GIVEN REQUEST> Produce word for word the lines of the data below running from the one that has "Write a component" to the one that has "['HOME', 'COMPANY', 'RESOURCES', 'ABOUT', 'CONTACT'];", inclusive, and no others.

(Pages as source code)
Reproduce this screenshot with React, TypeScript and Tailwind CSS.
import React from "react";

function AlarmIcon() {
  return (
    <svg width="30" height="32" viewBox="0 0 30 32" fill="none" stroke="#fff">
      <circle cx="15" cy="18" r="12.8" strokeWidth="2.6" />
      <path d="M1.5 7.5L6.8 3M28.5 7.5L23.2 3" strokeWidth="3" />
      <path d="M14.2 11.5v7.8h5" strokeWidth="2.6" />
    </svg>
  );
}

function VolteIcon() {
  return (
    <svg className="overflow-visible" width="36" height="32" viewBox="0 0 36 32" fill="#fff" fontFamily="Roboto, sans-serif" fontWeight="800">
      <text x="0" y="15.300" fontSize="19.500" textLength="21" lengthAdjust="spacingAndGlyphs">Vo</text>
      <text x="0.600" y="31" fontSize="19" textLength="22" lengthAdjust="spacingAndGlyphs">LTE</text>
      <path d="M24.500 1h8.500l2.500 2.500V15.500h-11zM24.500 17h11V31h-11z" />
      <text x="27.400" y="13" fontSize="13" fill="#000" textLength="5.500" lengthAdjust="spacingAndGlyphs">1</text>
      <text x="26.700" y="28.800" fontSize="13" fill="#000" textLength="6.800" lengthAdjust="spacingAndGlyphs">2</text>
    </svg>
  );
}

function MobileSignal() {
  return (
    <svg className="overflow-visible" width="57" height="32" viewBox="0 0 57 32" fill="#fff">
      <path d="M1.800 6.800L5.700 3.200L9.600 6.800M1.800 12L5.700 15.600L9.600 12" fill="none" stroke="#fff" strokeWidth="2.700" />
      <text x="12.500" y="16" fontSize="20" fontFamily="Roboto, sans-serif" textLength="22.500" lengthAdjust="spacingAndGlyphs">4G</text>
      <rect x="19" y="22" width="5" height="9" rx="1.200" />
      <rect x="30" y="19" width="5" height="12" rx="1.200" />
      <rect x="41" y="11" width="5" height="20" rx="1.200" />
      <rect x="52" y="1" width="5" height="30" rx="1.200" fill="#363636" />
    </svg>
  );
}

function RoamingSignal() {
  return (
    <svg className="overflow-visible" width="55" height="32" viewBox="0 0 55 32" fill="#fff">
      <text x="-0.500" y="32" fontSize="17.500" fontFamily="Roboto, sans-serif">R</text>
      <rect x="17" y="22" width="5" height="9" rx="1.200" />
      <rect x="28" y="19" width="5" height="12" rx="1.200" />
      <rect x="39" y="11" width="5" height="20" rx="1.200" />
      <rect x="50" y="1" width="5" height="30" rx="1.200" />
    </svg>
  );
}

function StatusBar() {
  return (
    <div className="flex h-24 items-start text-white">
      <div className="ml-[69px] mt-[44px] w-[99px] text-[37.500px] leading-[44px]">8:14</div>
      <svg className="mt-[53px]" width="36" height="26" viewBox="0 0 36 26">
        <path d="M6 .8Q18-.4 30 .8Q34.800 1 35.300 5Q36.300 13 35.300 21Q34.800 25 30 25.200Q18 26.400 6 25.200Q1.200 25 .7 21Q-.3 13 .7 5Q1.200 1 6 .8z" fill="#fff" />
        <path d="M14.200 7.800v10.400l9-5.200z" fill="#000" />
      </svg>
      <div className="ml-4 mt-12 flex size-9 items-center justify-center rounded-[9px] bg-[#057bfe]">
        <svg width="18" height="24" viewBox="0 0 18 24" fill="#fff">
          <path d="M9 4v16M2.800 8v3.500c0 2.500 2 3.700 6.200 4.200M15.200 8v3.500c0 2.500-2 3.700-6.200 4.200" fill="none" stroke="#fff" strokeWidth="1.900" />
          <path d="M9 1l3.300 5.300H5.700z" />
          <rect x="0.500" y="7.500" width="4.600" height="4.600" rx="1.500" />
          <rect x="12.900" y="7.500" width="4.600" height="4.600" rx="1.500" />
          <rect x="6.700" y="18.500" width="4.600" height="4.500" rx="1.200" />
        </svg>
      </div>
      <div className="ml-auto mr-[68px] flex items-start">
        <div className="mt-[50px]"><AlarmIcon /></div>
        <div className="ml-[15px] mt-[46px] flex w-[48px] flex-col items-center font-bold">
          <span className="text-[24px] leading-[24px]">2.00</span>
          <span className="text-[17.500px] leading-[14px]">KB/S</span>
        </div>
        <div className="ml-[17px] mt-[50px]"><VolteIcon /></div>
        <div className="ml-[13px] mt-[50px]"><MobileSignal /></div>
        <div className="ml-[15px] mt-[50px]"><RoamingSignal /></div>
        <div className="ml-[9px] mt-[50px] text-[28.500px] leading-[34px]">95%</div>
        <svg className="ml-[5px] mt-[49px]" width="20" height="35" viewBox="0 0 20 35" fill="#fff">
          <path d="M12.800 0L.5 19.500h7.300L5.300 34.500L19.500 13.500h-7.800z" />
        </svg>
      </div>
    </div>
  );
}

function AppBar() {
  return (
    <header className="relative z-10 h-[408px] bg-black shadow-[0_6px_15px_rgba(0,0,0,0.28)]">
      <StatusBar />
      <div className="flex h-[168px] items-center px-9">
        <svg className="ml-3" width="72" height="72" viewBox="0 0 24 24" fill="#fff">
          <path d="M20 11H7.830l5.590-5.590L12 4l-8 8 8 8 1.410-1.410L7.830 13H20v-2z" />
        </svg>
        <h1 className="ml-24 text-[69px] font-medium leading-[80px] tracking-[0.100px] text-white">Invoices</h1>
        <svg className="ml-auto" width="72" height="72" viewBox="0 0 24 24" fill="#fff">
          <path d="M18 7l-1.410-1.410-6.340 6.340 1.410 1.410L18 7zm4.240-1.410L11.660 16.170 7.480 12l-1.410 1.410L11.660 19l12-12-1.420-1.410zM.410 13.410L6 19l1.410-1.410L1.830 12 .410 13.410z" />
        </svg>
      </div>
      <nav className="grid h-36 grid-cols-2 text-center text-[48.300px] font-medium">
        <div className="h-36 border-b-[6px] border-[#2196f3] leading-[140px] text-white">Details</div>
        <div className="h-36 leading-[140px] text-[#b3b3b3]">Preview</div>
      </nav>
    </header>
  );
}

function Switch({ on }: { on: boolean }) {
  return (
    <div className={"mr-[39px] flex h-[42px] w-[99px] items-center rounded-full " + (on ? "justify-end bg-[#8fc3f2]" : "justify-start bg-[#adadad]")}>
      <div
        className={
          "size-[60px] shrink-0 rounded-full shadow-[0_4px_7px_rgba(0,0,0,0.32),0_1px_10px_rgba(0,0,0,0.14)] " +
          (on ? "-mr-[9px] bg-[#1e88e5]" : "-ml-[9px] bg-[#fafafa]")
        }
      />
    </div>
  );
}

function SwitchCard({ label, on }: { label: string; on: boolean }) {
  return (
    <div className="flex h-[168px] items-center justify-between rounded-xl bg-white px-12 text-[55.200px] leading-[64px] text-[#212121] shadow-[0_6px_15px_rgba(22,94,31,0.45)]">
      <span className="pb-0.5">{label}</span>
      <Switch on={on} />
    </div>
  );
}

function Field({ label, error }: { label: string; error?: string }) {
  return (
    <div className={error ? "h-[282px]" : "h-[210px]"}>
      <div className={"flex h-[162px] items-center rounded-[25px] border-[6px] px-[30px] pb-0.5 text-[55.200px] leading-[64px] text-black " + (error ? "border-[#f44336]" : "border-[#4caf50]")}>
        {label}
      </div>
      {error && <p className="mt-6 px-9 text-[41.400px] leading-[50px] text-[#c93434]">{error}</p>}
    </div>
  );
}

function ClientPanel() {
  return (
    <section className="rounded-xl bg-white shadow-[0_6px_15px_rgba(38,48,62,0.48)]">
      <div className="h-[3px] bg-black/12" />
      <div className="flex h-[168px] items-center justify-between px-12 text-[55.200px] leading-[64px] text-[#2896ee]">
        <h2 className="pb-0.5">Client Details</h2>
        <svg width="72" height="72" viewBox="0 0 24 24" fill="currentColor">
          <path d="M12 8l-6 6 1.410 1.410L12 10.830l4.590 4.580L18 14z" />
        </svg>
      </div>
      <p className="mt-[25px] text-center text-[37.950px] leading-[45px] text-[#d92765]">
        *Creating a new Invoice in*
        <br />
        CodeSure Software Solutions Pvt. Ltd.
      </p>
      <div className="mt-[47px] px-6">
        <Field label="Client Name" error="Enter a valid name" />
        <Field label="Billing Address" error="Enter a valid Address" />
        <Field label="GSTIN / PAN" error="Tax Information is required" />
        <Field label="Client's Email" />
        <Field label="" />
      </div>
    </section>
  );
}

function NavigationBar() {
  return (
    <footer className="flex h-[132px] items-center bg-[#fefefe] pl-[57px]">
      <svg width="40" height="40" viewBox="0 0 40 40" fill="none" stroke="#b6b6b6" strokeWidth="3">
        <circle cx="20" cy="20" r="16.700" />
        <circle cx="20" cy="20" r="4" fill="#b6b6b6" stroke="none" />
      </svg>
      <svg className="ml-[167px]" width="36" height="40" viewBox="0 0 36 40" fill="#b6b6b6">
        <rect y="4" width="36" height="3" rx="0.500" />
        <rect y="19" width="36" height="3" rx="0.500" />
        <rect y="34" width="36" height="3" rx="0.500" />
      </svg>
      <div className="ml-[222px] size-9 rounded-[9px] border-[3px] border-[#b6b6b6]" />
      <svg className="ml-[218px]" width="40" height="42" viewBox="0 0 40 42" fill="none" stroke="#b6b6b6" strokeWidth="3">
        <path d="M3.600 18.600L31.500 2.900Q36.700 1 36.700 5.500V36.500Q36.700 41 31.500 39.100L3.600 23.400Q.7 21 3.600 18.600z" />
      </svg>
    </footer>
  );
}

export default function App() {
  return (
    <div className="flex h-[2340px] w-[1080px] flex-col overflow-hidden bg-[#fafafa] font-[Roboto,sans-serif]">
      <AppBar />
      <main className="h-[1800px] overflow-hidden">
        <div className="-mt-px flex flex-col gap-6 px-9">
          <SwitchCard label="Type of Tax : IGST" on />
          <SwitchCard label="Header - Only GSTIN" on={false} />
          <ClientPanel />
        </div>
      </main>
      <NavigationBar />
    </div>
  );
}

* * *

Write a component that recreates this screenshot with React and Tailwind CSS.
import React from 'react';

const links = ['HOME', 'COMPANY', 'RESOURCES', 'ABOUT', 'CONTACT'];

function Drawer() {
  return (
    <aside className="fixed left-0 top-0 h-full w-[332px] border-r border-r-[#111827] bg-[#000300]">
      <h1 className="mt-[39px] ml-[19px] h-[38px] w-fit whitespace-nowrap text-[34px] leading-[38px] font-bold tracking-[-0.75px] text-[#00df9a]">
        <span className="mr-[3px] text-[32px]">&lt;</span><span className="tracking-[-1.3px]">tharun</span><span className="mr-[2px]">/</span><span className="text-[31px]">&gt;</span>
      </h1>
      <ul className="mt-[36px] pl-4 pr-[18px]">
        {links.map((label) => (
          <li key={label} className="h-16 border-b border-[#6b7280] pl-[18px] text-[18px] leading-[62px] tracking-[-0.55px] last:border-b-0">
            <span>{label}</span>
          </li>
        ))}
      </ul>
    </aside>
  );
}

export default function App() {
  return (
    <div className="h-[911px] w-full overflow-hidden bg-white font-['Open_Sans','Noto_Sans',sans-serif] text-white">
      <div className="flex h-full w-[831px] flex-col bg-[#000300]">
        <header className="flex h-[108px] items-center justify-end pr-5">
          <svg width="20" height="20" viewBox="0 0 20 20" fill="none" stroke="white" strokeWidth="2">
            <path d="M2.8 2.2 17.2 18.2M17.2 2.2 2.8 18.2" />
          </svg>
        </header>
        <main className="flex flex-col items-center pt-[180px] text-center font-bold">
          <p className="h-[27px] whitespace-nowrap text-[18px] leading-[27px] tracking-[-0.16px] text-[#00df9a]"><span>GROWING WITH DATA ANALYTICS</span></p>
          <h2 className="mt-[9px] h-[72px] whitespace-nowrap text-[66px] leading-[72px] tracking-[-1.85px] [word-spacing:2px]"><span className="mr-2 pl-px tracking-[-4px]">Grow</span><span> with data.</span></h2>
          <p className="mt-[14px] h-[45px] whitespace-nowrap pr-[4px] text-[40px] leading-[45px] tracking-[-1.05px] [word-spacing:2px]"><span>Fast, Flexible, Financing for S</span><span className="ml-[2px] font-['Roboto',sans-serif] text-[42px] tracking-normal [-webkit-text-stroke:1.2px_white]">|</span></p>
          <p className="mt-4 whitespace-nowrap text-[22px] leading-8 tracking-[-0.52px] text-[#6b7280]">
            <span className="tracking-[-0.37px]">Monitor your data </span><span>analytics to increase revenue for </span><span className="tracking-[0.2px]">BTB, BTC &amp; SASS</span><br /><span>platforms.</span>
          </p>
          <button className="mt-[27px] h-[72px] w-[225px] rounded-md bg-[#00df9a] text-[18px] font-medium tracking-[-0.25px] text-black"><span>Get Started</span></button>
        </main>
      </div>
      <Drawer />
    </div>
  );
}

ANSWER TO THE TASK>
Write a component that recreates this screenshot with React and Tailwind CSS.
import React from 'react';

const links = ['HOME', 'COMPANY', 'RESOURCES', 'ABOUT', 'CONTACT'];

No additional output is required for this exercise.